- _WRITTEN EXERCISE_
All of the data should be repeated exactly; pictures are not part of the copy.

- _SOURCE EXCERPT_
'''
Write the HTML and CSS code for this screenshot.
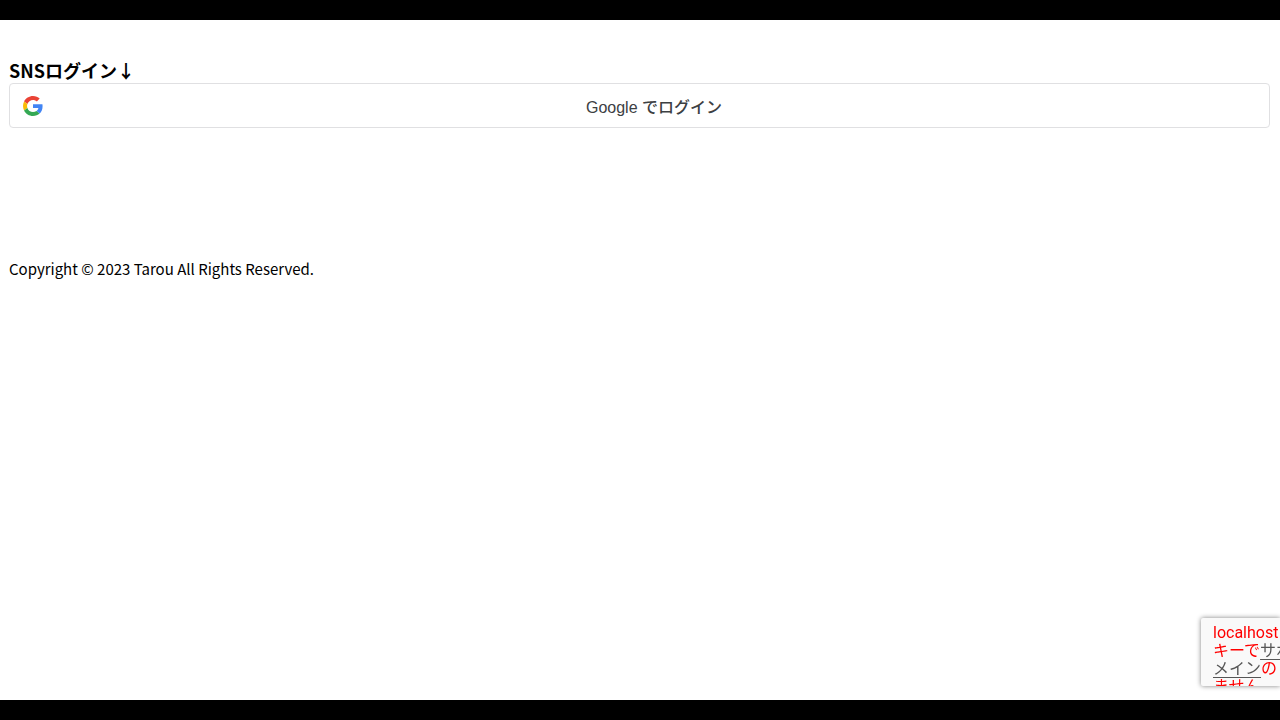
FILE: index.html
```html
<!DOCTYPE html>
<html lang="ja">
<head>
  <meta charset="UTF-8">
  <meta name="viewport" content="width=device-width, initial-scale=1.0">
  <title>ログイン</title>
  <link rel="stylesheet" href="styles.css">
</head>
<body>
  <main class="login">
    <h3>SNSログイン↓</h3>
    <button type="button" class="google-button">
      <svg class="google-icon" viewBox="0 0 48 48" aria-hidden="true">
        <path fill="#EA4335" d="M24 9.5c3.54 0 6.71 1.22 9.21 3.6l6.85-6.85C35.9 2.38 30.47 0 24 0 14.62 0 6.51 5.38 2.56 13.22l7.98 6.19C12.43 13.72 17.74 9.5 24 9.5z"/>
        <path fill="#4285F4" d="M46.98 24.55c0-1.57-.15-3.09-.38-4.55H24v9.02h12.94c-.58 2.96-2.26 5.48-4.78 7.18l7.73 6c4.51-4.18 7.09-10.36 7.09-17.65z"/>
        <path fill="#FBBC05" d="M10.53 28.59c-.48-1.45-.76-2.99-.76-4.59s.27-3.14.76-4.59l-7.98-6.19C.92 16.46 0 20.12 0 24c0 3.88.92 7.54 2.56 10.78l7.97-6.19z"/>
        <path fill="#34A853" d="M24 48c6.48 0 11.93-2.13 15.89-5.81l-7.73-6c-2.15 1.45-4.92 2.3-8.16 2.3-6.26 0-11.57-4.22-13.47-9.91l-7.98 6.19C6.51 42.62 14.62 48 24 48z"/>
      </svg>
      <span class="google-label">Google でログイン</span>
    </button>
  </main>

  <footer>Copyright © 2023 Tarou All Rights Reserved.</footer>

  <!-- reCAPTCHA -->
  <div class="captcha-badge">
    <div>localhost</div>
    <div>キーで<a href="#">サポ</a></div>
    <div><a href="#">メイン</a>の</div>
    <div>ません</div>
  </div>
</body>
</html>
```

FILE: styles.css
```css
* {
  box-sizing: border-box;
}

body {
  display: flex;
  flex-direction: column;
  gap: 128px;
  min-height: 100vh;
  margin: 0;
  padding: 38px 10px 38px 9px;
  border-top: 20px solid #000;
  border-bottom: 20px solid #000;
  background-color: #fff;
  color: #000;
  font-family: "Noto Sans CJK JP", sans-serif;
  font-size: 15px;
  line-height: 25px;
}

h3 {
  margin: 0;
  font-size: 18px;
  line-height: 25px;
}

.google-button {
  display: flex;
  align-items: center;
  width: 100%;
  height: 45px;
  padding: 0 12px 0 13px;
  border: 1px solid #e0e0e2;
  border-radius: 4px;
  background-color: #fff;
  color: #3c4043;
  font-family: "Liberation Sans", "Noto Sans CJK JP", sans-serif;
  font-size: 16px;
  font-weight: 500;
  cursor: pointer;
}

.google-button:hover {
  background-color: #f8faff;
}

.google-icon {
  width: 20px;
  height: 20px;
  margin-right: 8px;
}

.google-label {
  flex: 1;
  text-align: center;
}

/* 右下のバッジ */
.captcha-badge {
  position: fixed;
  right: 0;
  bottom: 34px;
  width: 79px;
  height: 68px;
  padding: 6px 0 0 12px;
  border-radius: 2px 0 0 2px;
  background-color: #f9f9f9;
  box-shadow: 0 0 5px gray;
  color: #f00;
  font-family: Roboto, "Noto Sans CJK JP", sans-serif;
  font-size: 16px;
  line-height: 18px;
  white-space: nowrap;
  overflow: hidden;
}

.captcha-badge a {
  color: #555;
  text-underline-offset: 3px;
}
```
'''
- _COMPLETE ANSWER_
Write the HTML and CSS code for this screenshot.
FILE: index.html
```html
<!DOCTYPE html>
<html lang="ja">
<head>
  <meta charset="UTF-8">
  <meta name="viewport" content="width=device-width, initial-scale=1.0">
  <title>ログイン</title>
  <link rel="stylesheet" href="styles.css">
</head>
<body>
  <main class="login">
    <h3>SNSログイン↓</h3>
    <button type="button" class="google-button">
      <svg class="google-icon" viewBox="0 0 48 48" aria-hidden="true">
        <path fill="#EA4335" d="M24 9.5c3.54 0 6.71 1.22 9.21 3.6l6.85-6.85C35.9 2.38 30.47 0 24 0 14.62 0 6.51 5.38 2.56 13.22l7.98 6.19C12.43 13.72 17.74 9.5 24 9.5z"/>
        <path fill="#4285F4" d="M46.98 24.55c0-1.57-.15-3.09-.38-4.55H24v9.02h12.94c-.58 2.96-2.26 5.48-4.78 7.18l7.73 6c4.51-4.18 7.09-10.36 7.09-17.65z"/>
        <path fill="#FBBC05" d="M10.53 28.59c-.48-1.45-.76-2.99-.76-4.59s.27-3.14.76-4.59l-7.98-6.19C.92 16.46 0 20.12 0 24c0 3.88.92 7.54 2.56 10.78l7.97-6.19z"/>
        <path fill="#34A853" d="M24 48c6.48 0 11.93-2.13 15.89-5.81l-7.73-6c-2.15 1.45-4.92 2.3-8.16 2.3-6.26 0-11.57-4.22-13.47-9.91l-7.98 6.19C6.51 42.62 14.62 48 24 48z"/>
      </svg>
      <span class="google-label">Google でログイン</span>
    </button>
  </main>

  <footer>Copyright © 2023 Tarou All Rights Reserved.</footer>

  <!-- reCAPTCHA -->
  <div class="captcha-badge">
    <div>localhost</div>
    <div>キーで<a href="#">サポ</a></div>
    <div><a href="#">メイン</a>の</div>
    <div>ません</div>
  </div>
</body>
</html>
```

FILE: styles.css
```css
* {
  box-sizing: border-box;
}

body {
  display: flex;
  flex-direction: column;
  gap: 128px;
  min-height: 100vh;
  margin: 0;
  padding: 38px 10px 38px 9px;
  border-top: 20px solid #000;
  border-bottom: 20px solid #000;
  background-color: #fff;
  color: #000;
  font-family: "Noto Sans CJK JP", sans-serif;
  font-size: 15px;
  line-height: 25px;
}

h3 {
  margin: 0;
  font-size: 18px;
  line-height: 25px;
}

.google-button {
  display: flex;
  align-items: center;
  width: 100%;
  height: 45px;
  padding: 0 12px 0 13px;
  border: 1px solid #e0e0e2;
  border-radius: 4px;
  background-color: #fff;
  color: #3c4043;
  font-family: "Liberation Sans", "Noto Sans CJK JP", sans-serif;
  font-size: 16px;
  font-weight: 500;
  cursor: pointer;
}

.google-button:hover {
  background-color: #f8faff;
}

.google-icon {
  width: 20px;
  height: 20px;
  margin-right: 8px;
}

.google-label {
  flex: 1;
  text-align: center;
}

/* 右下のバッジ */
.captcha-badge {
  position: fixed;
  right: 0;
  bottom: 34px;
  width: 79px;
  height: 68px;
  padding: 6px 0 0 12px;
  border-radius: 2px 0 0 2px;
  background-color: #f9f9f9;
  box-shadow: 0 0 5px gray;
  color: #f00;
  font-family: Roboto, "Noto Sans CJK JP", sans-serif;
  font-size: 16px;
  line-height: 18px;
  white-space: nowrap;
  overflow: hidden;
}

.captcha-badge a {
  color: #555;
  text-underline-offset: 3px;
}
```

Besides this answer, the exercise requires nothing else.